Ornate, but not liked by everybody. I quite like it.



The reredos is by Benedict Williamson - Benedict Williamson (1868–1948) was an architect who designed many Romanesque Revival churches in the United Kingdom who later became a Roman Catholic priest.



A 15th century clock jack stands at the west end. He has an axe and bell which he uses to strike the time, and has a twin at Blythburgh. The Southwold jack is named "Southwold Jack", and is one of the symbols of the Adnams brewery. I had seen the Adnams one but didn`t connect them!



The font has been badly mutilated in the past but is still very impressive with its modern, but large ornate cover.



The two storey south porch has 'M' for St Mary picked out on the lower panels. Above the door, framed by two windows, is a modern statue of St Edmund, shown bound in the ropes that tied him to a tree while he was used by Danish archers as a target.



Wednesday, 29 May 2024

Southwold and Dunwich

Southwold is a lovely coastal town I have visited before but never fully explored. So when a family holiday was proposed, I looked forward to finding out some details and obviouly some photos.
Southwold was mentioned in Domesday Book (1086) as a fishing port. It received its town charter from Henry VII in 1489. The grant of the charter is still marked by the annual Trinity Fair, when it is read out by the Town Clerk. As a town its fortune was directly linked to the neighbouring town of Dunwich, which we also visited during our weeks stay in Southwold.



Gun Hill Green - one of the many `greens` around Southwold.


Nearby Dunwich had, by the thirteenth century, become one of the greatest east coast ports in England and one of the ten largest towns in the country. Its wealth was derived from trade, shipbuilding and the town’s large fishing fleet, due to the large harbour, the “Kings Fleet”, which was sheltered behind a shingle spit extending south from Southwold. However, the east coast was struck by three major storms in 1286 – 87, which extended the spit to block the harbour mouth. This spelled the beginning of the end for Dunwich and the beginning of the rise of Southwold. In 1328, another huge storm struck the Suffolk coast causing the coastal shingle bed to shift. It washed away a significant part of Dunwich town, causing great loss of life and blocking off its harbour completely. Further storms followed in 1347 and 1362. Helped by Southwold and neighbouring Walberswick residents, the Blyth and Dunwich rivers were diverted through a new cut across the shingle spit, north of Dunwich. In parallel to Dunwich’s decline, Southwold began a steady rise in status and in its economy, aided further by a Royal Charter in in 1490 granting them the right to provide safe haven for the King’s ships.


Another major event for Southwold occured on 25th April 1659 when a huge fire devastated the town. It`s economic fortunes fell in 1659 when a fire destroyed most of the town in the space of four hours. The Town Hall and the town records it contained, the market place, prison, shops, granaries and warehouses all went.

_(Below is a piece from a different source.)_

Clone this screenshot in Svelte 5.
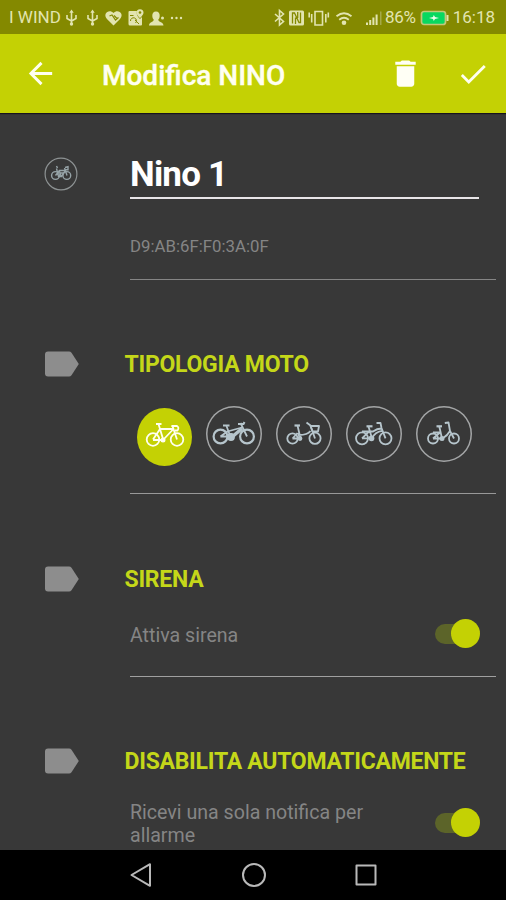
<script lang="ts">
  type Bike = { id: string; label: string };

  const bikes: Bike[] = [
    { id: 'race', label: 'Bici da corsa' },
    { id: 'electric', label: 'Bici elettrica' },
    { id: 'basket', label: 'Bici con cestino' },
    { id: 'city', label: 'Bici da città' },
    { id: 'folding', label: 'Bici pieghevole' },
  ];

  let selected = 'race';
  let name = 'Nino 1';
  let siren = true;
  let singleAlert = true;
</script>

<div class="screen">
  <div class="status-bar">
    <span class="carrier">I WIND</span>
    <svg class="status-left" viewBox="0 0 122 20" width="122" height="20" aria-hidden="true">
      <g fill="none" stroke="#e2e4b0" stroke-width="1.6">
        <path d="M6.500 3.500V16M2 7v3.500L6.500 13l4.500-2.500V7" />
        <path d="M27.500 3.500V16M23 7v3.500l4.500 2.500 4.500-2.500V7" />
      </g>
      <g fill="#e2e4b0">
        <path d="M6.500 1.500l2.200 3.300H4.300zM27.500 1.500l2.200 3.300h-4.400z" />
        <circle cx="6.500" cy="16" r="1.700" />
        <circle cx="27.500" cy="16" r="1.700" />
        <path d="M48.500 17.500l-6.300-6.200C37 6 44 .5 48.500 5c4.500-4.500 11.500 1 6.300 6.300z" />
        <path d="M64.500 3h7.500c-1 3.500 1 6 3 8l2-2v7.500a1 1 0 0 1-1 1H65a1.500 1.500 0 0 1-1.500-1.500V4a1 1 0 0 1 1-1z" />
        <path d="M75 1.200a3.500 3.500 0 0 1 3.500 3.500c0 2-3.500 5.300-3.500 5.300s-3.500-3.300-3.500-5.300A3.500 3.500 0 0 1 75 1.200z" />
        <path d="M91 3.500c2.600 0 3.700 1.800 3.700 4.200 0 2-.7 3-1.500 4 .3 2.300 5.300 2.300 5.300 5.800H84c0-3.500 4.500-3.500 4.800-5.800-.8-1-1.500-2-1.500-4 0-2.400 1.100-4.200 3.700-4.200z" />
        <circle cx="97.500" cy="10" r="1.500" />
        <circle cx="107" cy="10" r="1.200" />
        <circle cx="111.500" cy="10" r="1.200" />
        <circle cx="116" cy="10" r="1.200" />
      </g>
      <path d="M44.500 8l2.500-1 3.500 5 3-2.500M49 7.500l3 3" fill="none" stroke="#848900" stroke-width="1.200" />
      <circle cx="75" cy="4.500" r="1.300" fill="#848900" />
      <path d="M65 7.500h3.500M65.500 13a3 3 0 1 1 5 2M70 12l4 4" fill="none" stroke="#848900" />
    </svg>
    <svg class="status-right" viewBox="0 0 110 20" width="110" height="20" aria-hidden="true">
      <g fill="none" stroke="#e2e4b0">
        <path d="M2 6l8.500 7.500L6.500 17V2.500l4 3.500L2 13.500" stroke-width="1.600" />
        <path d="M42 3.500h7.500v13.500H42zM38.700 6v8.500M52.800 6v8.500M36.200 4.500v5M55.300 4.500v5" stroke-width="1.600" />
        <path d="M63.500 8.200q7.500-6 15 0M66.200 11.700q4.800-3.800 9.600 0" stroke-width="1.800" />
      </g>
      <path d="M17.500 2.500h12a1.500 1.500 0 0 1 1.500 1.500v12a1.500 1.500 0 0 1-1.500 1.500h-12a1.500 1.500 0 0 1-1.500-1.500V4a1.500 1.500 0 0 1 1.500-1.500z" fill="#e2e4b0" />
      <path d="M19.500 15.500V5h2l4.500 9.500h1.500V4.500M22.500 16V9.500M24.700 10V4" fill="none" stroke="#848900" stroke-width="1.300" />
      <circle cx="71" cy="14.700" r="2.300" fill="#e2e4b0" />
      <path d="M93 17v-2.500h2V17zM96.200 17v-5h2v5zM99.400 17V9.500h2V17zM102.600 17V6.500h2V17z" fill="#e2e4b0" />
      <path d="M107 17V3.500h1.500V17z" fill="#a5a948" />
    </svg>
    <span class="percent">86%</span>
    <svg class="battery" viewBox="0 0 30 16" width="30" height="16" aria-hidden="true">
      <rect x="1.500" y="1.500" width="24" height="13" rx="2.500" fill="#08d860" stroke="#c3c67a" stroke-width="1.700" />
      <path d="M26.500 5h2v6h-2z" fill="#e2e4b0" />
      <path d="M9 8l4-1 .8-2 1.200 2 4 1-4 1-1.200 2L13 9z" fill="#e9ffe9" />
    </svg>
    <span class="clock">16:18</span>
  </div>

  <header class="app-bar">
    <button type="button" class="icon-button back" aria-label="Indietro">
      <svg viewBox="0 0 24 24" width="35" height="35" fill="#fffff0">
        <path d="M20 11H7.830l5.590-5.590L12 4l-8 8 8 8 1.410-1.410L7.830 13H20z" />
      </svg>
    </button>
    <h1>Modifica NINO</h1>
    <button type="button" class="icon-button trash" aria-label="Elimina">
      <svg viewBox="0 0 24 24" width="35" height="35" fill="#fffff5">
        <path d="M6 19c0 1.100.9 2 2 2h8c1.100 0 2-.9 2-2V7H6zM19 4h-3.500l-1-1h-5l-1 1H5v2h14z" />
      </svg>
    </button>
    <button type="button" class="icon-button confirm" aria-label="Salva">
      <svg viewBox="0 0 24 24" width="34" height="34" fill="#fffff0">
        <path d="M9 16.170L4.830 12l-1.420 1.410L9 19 21 7l-1.410-1.410z" />
      </svg>
    </button>
  </header>

  <main>
    <section class="identity">
      <svg class="avatar" viewBox="0 0 34 34" width="34" height="34" fill="none" stroke="#96a3a7" aria-hidden="true">
        <circle cx="17" cy="17" r="15.900" stroke="#8d9293" stroke-width="1.200" />
        <g stroke-width="1.400">
          <circle cx="11.500" cy="18.500" r="3.900" />
          <circle cx="22.800" cy="18.500" r="3.900" />
          <path d="M11.500 18.500l4-5h6l-4 6h-3l-2-8M13.500 11l-1-2M15 13l2 6M20.500 11l2.500 7.500M21 10.500l3-.8v3h-2.500M15.500 16h5" />
        </g>
      </svg>
      <div class="fields">
        <input class="name" bind:value={name} aria-label="Nome" />
        <div class="address">D9:AB:6F:F0:3A:0F</div>
      </div>
    </section>

    <section class="group types">
      <div class="heading">
        <span class="tag"><svg viewBox="0 0 35 26" width="35" height="26"><path d="M4 .5h21q1.500 0 2.500 1.300L34.800 13l-7.300 11.200q-1 1.300-2.500 1.300H4q-3 0-3-3v-19q0-3 3-3z" fill="#8d8d8d" /></svg></span>
        <h2>TIPOLOGIA MOTO</h2>
      </div>
      <div class="bikes">
        {#each bikes as bike}
          <button
            type="button"
            class="bike"
            class:selected={selected === bike.id}
            aria-label={bike.label}
            on:click={() => (selected = bike.id)}
          >
            <svg viewBox="0 0 56 56" width="56" height="56" fill="none" stroke="currentColor" stroke-width="1.800" stroke-linejoin="round">
              {#if bike.id === 'race'}
                <g>
                  <circle cx="16" cy="31.500" r="6.300" />
                  <circle cx="40" cy="31.500" r="6.300" />
                  <path d="M16 31.500L23 21h13.500L26 32H16M21.500 16l4.800 16M35.300 17.500L40 31.500" />
                  <path d="M19 16h5.500M34.500 18h5.500q2.500 1.500.5 4.500h-2.500" />
                  <circle cx="26" cy="32" r="1.600" fill="currentColor" />
                </g>
              {:else if bike.id === 'electric'}
                <g>
                  <circle cx="14.500" cy="30.500" r="6.900" stroke-width="2.200" />
                  <circle cx="41" cy="30.500" r="6.900" stroke-width="2.200" />
                  <path d="M14.400 30.500l7-5 14.500-4M14.400 30.500H25M20.500 20l4 11M34.500 17l6.500 13.500" />
                  <path d="M26 31l10-8.500" stroke-width="3.500" />
                  <path d="M17 19.500h6.500M32 18h5.500l1-2" stroke-width="2" />
                  <circle cx="25" cy="31" r="3" fill="currentColor" />
                </g>
              {:else if bike.id === 'basket'}
                <g>
                  <circle cx="16.500" cy="32.500" r="5.200" />
                  <circle cx="39" cy="32.300" r="5.600" />
                  <path d="M16.500 32.500l5-5.500M16.500 32.500h7.500l-2-5.500M21.500 19.500l3 13M30.500 16.500l4 3 4.500 13M34.500 25q-3 4-11.500 4" />
                  <path d="M18.500 19.500h5.500" stroke-width="2.200" />
                  <path d="M34.500 20h8.500l-1 5.500h-5.500z" />
                  <circle cx="24" cy="32.500" r="1.500" fill="currentColor" />
                </g>
              {:else if bike.id === 'city'}
                <g>
                  <circle cx="16" cy="32.300" r="6" />
                  <circle cx="39.500" cy="32.300" r="6" />
                  <path d="M16 32.300l7-6.800h4q4-3 8.500-3M16 32.300h10q3-6.500 10-7.500M22.500 20.500l3.500 12M30.500 17h4l1 5 4 10.300M16 25.500h7" />
                  <path d="M20.500 20.300h6" stroke-width="2.200" />
                  <circle cx="25.500" cy="32.300" r="2" fill="currentColor" />
                </g>
              {:else}
                <g>
                  <circle cx="17" cy="32.500" r="5" />
                  <circle cx="38" cy="32.500" r="5" />
                  <path d="M17 32.500l6.500-5.500M17 32.500h9.500q5-3 7.500-7.500M23.300 20.500l2.700 12M28.800 17l3.700-.5 1.500 8.500 4 7.500M17 26.500h7" />
                  <path d="M20.500 20.300H26" stroke-width="2.200" />
                  <circle cx="26" cy="32.500" r="1.600" fill="currentColor" />
                </g>
              {/if}
            </svg>
          </button>
        {/each}
      </div>
    </section>

    <section class="group siren">
      <div class="heading">
        <span class="tag"><svg viewBox="0 0 35 26" width="35" height="26"><path d="M4 .5h21q1.500 0 2.500 1.300L34.800 13l-7.300 11.200q-1 1.300-2.500 1.300H4q-3 0-3-3v-19q0-3 3-3z" fill="#8d8d8d" /></svg></span>
        <h2>SIRENA</h2>
      </div>
      <div class="setting">
        <span>Attiva sirena</span>
        <button type="button" class="switch" class:on={siren} aria-label="Attiva sirena" on:click={() => (siren = !siren)}></button>
      </div>
    </section>

    <section class="group auto">
      <div class="heading">
        <span class="tag"><svg viewBox="0 0 35 26" width="35" height="26"><path d="M4 .5h21q1.500 0 2.500 1.300L34.800 13l-7.300 11.200q-1 1.300-2.500 1.300H4q-3 0-3-3v-19q0-3 3-3z" fill="#8d8d8d" /></svg></span>
        <h2>DISABILITA AUTOMATICAMENTE</h2>
      </div>
      <div class="setting">
        <span>Ricevi una sola notifica per allarme</span>
        <button type="button" class="switch" class:on={singleAlert} aria-label="Notifica singola" on:click={() => (singleAlert = !singleAlert)}></button>
      </div>
    </section>
  </main>

  <nav>
    <svg viewBox="0 0 24 26" width="24" height="26"><path d="M21 2.200v21.600L2.500 13z" /></svg>
    <svg viewBox="0 0 26 26" width="26" height="26"><circle cx="13" cy="13" r="11" /></svg>
    <svg viewBox="0 0 24 26" width="24" height="26"><path d="M2.500 3.500h19v19h-19z" /></svg>
  </nav>
</div>

<style>
  :global(body) {
    background: #383838;
  }

  .screen {
    display: flex;
    flex-direction: column;
    width: 506px;
    height: 900px;
    overflow: hidden;
    background: #383838;
    font-family: Roboto, 'Noto Sans', sans-serif;
  }

  button {
    padding: 0;
    border: 0;
    background: transparent;
    cursor: pointer;
  }

  svg {
    display: block;
    flex: none;
  }

  .status-bar {
    display: flex;
    align-items: center;
    box-sizing: border-box;
    flex: none;
    height: 34px;
    padding: 1px 11px 0 9px;
    background: #848900;
    color: #e2e4b0;
    font-size: 17px;
    line-height: 33px;
    white-space: nowrap;
  }

  .carrier {
    width: 56px;
  }

  .status-right {
    margin-left: 86px;
  }

  .percent {
    width: 38px;
    margin-left: 2px;
    letter-spacing: -0.3px;
  }

  .battery {
    margin-left: -3px;
  }

  .clock {
    margin-left: auto;
  }

  .app-bar {
    display: flex;
    align-items: center;
    box-sizing: border-box;
    flex: none;
    height: 79px;
    padding: 0 16px 0 23px;
    background: #c4d104;
    box-shadow: 0 1px 1px #17131d;
    color: #fffff0;
  }

  h1 {
    flex: 1;
    margin: 3px 0 0 44px;
    font-size: 28px;
    font-weight: 500;
    white-space: nowrap;
    -webkit-text-stroke: 0.4px currentColor;
  }

  .trash {
    margin-right: 33px;
  }

  main {
    flex: 1;
    min-height: 0;
    overflow: hidden;
  }

  .identity {
    display: flex;
    padding: 44px 10px 0 44px;
  }

  .fields {
    flex: 1;
    height: 122px;
    margin-left: 52px;
    border-bottom: 1px solid #858585;
  }

  .name {
    display: block;
    box-sizing: border-box;
    width: 349px;
    height: 42px;
    padding: 0 0 5px;
    border: 0;
    border-bottom: 2px solid #e8e5e8;
    border-radius: 0;
    outline: 0;
    background: transparent;
    color: #fff;
    font: 700 35px/35px Roboto, sans-serif;
    letter-spacing: -0.8px;
  }

  .address {
    margin-top: 37px;
    color: #858585;
    font-size: 16.800px;
    line-height: 20px;
  }

  .heading {
    display: flex;
    align-items: center;
    height: 26px;
  }

  .tag {
    width: 80.500px;
    padding-left: 44px;
  }

  h2 {
    margin: 1px 0 0;
    color: #c4d719;
    font-size: 23px;
    font-weight: 700;
    letter-spacing: -0.270px;
    line-height: 26px;
    white-space: nowrap;
  }

  .types {
    padding-top: 71px;
  }

  .siren {
    padding-top: 72px;
  }

  .auto {
    padding-top: 71px;
  }

  .bikes {
    display: flex;
    justify-content: space-between;
    height: 87px;
    margin: 0 10px 0 130px;
    padding: 29px 24px 0 7px;
    border-bottom: 1px solid #989898;
  }

  .bike {
    box-sizing: border-box;
    width: 56px;
    height: 56px;
    border-radius: 50%;
    box-shadow: inset 0 0 0 1.500px #a4a6a7;
    color: #b6c5cc;
  }

  .bike.selected {
    display: flex;
    justify-content: center;
    width: 55px;
    height: 58px;
    margin-top: 2px;
    background: #c4d104;
    box-shadow: none;
    color: #fffff0;
  }

  .setting {
    display: flex;
    align-items: center;
    justify-content: space-between;
    height: 84px;
    margin: 0 10px 0 130px;
    padding-right: 16px;
    color: #858585;
    font-size: 19.600px;
    line-height: 23px;
  }

  .setting span {
    width: 250px;
    padding-top: 2px;
  }

  .siren .setting {
    border-bottom: 1px solid #a0a0a0;
  }

  .auto .setting {
    height: 97px;
  }

  .switch {
    position: relative;
    width: 45px;
    height: 30px;
  }

  .switch::before,
  .switch::after {
    content: '';
    position: absolute;
  }

  .switch::before {
    top: 5px;
    left: 0;
    width: 40px;
    height: 20px;
    border-radius: 10px;
    background: #606060;
  }

  .switch::after {
    top: 0;
    left: 0;
    width: 29px;
    height: 29px;
    border-radius: 50%;
    background: #b9b9b9;
  }

  .switch.on::before {
    background: #5c6429;
  }

  .switch.on::after {
    left: 16px;
    background: #c4d104;
  }

  nav {
    display: flex;
    align-items: center;
    justify-content: space-between;
    box-sizing: border-box;
    flex: none;
    height: 50px;
    padding: 0 128px 0 129px;
    background: #000;
  }

  nav svg {
    fill: none;
    stroke: #b9b9b9;
    stroke-width: 2;
    stroke-linejoin: round;
  }
</style>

Three hundred families were made homeless. Many people remained destitute for years, despite charitable donations from all over the country. The town’s famous greens are evidence of early town planning designed to prevent the spread of fire in the future, Gun Hill Green above being an example.




A walk to the south side of Southwold past the beach huts and glorious Foxgloves and arriving at the old harbour area looking across to Walberswick (below)




The ferry point.




On the walk back we saw beautiful stormy skies as above, and of course, more beach huts!

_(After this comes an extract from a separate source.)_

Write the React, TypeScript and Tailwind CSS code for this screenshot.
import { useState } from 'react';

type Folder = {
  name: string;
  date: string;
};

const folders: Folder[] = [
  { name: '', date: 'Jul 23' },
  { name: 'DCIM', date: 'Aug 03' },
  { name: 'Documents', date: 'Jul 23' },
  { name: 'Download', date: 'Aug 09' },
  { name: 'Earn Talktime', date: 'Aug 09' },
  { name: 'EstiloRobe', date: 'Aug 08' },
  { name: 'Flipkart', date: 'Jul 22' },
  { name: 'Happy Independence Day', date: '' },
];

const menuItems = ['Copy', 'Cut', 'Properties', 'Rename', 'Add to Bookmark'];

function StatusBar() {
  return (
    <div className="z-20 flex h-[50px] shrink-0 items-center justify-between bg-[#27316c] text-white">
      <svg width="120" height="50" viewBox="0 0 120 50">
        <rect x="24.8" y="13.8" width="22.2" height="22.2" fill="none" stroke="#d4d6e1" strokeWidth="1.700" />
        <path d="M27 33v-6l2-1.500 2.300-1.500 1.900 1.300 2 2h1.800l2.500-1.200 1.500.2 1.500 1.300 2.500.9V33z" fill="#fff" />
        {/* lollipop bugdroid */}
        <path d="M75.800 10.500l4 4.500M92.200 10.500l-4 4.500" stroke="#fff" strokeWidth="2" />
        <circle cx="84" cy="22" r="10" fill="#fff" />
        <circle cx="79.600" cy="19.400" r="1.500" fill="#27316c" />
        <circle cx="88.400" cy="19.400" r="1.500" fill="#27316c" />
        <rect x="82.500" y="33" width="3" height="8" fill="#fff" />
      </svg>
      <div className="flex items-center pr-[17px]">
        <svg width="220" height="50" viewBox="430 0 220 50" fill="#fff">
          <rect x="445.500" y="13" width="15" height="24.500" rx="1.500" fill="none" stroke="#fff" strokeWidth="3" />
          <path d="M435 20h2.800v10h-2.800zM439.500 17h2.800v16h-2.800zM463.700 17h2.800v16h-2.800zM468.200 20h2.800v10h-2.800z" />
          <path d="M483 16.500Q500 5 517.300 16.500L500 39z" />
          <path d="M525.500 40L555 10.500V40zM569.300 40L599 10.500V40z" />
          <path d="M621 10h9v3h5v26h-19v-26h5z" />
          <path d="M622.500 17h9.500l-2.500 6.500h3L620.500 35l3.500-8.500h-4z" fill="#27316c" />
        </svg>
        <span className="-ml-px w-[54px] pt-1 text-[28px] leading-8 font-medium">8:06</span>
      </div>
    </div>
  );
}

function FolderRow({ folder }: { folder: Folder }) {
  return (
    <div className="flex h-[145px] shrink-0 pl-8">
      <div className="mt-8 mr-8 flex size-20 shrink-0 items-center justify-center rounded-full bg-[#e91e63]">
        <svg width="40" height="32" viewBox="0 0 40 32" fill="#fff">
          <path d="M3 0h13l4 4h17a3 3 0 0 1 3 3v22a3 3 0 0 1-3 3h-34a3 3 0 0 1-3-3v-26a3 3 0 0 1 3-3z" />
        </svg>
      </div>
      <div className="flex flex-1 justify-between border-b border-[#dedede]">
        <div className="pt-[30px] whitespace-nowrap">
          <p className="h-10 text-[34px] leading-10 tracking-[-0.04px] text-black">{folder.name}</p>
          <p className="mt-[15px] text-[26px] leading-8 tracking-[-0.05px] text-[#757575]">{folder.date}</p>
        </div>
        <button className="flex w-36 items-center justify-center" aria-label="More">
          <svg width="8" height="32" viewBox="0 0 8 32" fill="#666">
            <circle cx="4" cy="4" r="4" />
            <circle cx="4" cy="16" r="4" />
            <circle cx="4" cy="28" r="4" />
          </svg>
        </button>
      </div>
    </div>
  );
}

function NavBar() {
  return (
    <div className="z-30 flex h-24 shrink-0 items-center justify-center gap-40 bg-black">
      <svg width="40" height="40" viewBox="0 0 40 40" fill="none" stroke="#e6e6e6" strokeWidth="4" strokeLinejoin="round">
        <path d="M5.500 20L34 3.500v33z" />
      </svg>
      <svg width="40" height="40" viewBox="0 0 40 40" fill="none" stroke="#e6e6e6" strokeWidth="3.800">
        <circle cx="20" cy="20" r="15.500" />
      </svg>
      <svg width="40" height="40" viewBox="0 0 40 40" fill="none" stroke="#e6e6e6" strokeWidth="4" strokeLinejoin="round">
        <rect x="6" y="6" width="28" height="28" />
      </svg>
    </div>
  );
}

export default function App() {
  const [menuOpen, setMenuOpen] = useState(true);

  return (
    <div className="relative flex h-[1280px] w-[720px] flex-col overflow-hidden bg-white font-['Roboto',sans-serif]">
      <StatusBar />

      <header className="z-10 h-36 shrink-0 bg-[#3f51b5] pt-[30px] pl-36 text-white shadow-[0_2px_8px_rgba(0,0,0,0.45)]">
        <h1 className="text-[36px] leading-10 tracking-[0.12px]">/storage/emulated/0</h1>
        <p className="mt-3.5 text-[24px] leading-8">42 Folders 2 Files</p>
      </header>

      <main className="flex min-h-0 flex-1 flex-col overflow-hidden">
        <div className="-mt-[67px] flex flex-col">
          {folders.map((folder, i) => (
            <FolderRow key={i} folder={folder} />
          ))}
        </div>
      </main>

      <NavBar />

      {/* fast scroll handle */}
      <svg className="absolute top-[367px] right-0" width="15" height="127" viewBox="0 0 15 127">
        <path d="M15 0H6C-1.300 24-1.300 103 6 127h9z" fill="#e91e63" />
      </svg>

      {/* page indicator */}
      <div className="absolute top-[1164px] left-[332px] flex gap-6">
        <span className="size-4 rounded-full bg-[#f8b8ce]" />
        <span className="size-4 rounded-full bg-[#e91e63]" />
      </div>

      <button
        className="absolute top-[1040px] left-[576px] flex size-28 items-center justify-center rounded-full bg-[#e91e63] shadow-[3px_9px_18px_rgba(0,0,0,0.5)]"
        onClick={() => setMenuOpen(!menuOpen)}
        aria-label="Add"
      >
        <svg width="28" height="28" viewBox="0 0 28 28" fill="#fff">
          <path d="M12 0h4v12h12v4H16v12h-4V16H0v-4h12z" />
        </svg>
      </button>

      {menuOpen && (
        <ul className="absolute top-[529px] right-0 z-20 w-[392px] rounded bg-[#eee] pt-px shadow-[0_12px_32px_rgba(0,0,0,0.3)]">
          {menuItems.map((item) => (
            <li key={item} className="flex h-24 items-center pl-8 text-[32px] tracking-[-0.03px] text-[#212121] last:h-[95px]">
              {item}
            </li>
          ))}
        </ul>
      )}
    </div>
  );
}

Designed by John Bennett, the award-winning building is owned and run by the Southwold Film Society, a charitable Trust committed to the educational value of film. The primary aim is to recapture the experience of cinema-going in the mid twentieth century, acknowledging that the activity is not just about seeing a film but recognising also that the personnel, environment and programming have an equally important part to play in terms of a “good night out”.  So you will find a commissionaire outside, usherettes, a front of house manager in a DJ, and a “Tiny Wurlitzer” organ rising up mysteriously during the interval.  The National Anthem is played at the end. Brilliant!



Construction of Southwold Lighthouse began in 1887 under the supervision of Sir James Douglass, Engineer in Chief to Trinity House. The lighthouse replaced three local lighthouses which were under threat from severe coastal erosion at Orfordness to the south. While the masonry tower was built a temporary light was shown from a wooden structure which was first lit on 19 February 1889.

The present lighthouse came into operation on 3 September 1890. The light was originally provided by an Argand burner, this was replaced by a Matthews incandescent oil burner in 1906. A Hood 100mm petroleum vapour burner was installed in 1923 and remained until the station was electrified and demanned in 1938. The character and range of Southwold lighthouse were changed in December 2012 with the main light being increased from 17 to 24 Nautical Miles in advance of the decommissioning of Orfordness Lighthouse.



The Southwold Sailors’ Reading Room was built in 1864 as a refuge for fishermen and mariners when not engaged at sea, as an endeavour to keep them out of the pubs and encourage them in Christian ideals.

Displays of a seafaring nature line the walls and fill glass cabinets. Pictures and portraits of local fishermen and seascapes, model ships and maritime paraphernalia offer a fascinating history of Southwold’s connections with the sea.


So next, a walk in Dunwich, which is a fascinating place I always think. I guess its history (above) is the trigger for that feeling.



We walked through Greyfrirs Wood ….



…… past the beautiful Foxgloves ….



 ….. through the ruins of Greyfriars abbey ….



…. Until we came to a solitary grave stone. As it tuns out, the huge collapses of the Dunwich coast and town have left just this last grave stone from the Church. No doubt, coastal erosion will continue in the coming decades and even this, and the ruins will disappear under the sea.



We then walked across the heathlands and finished with a deserved coffee and cake in the coastguarde cottage tearooms.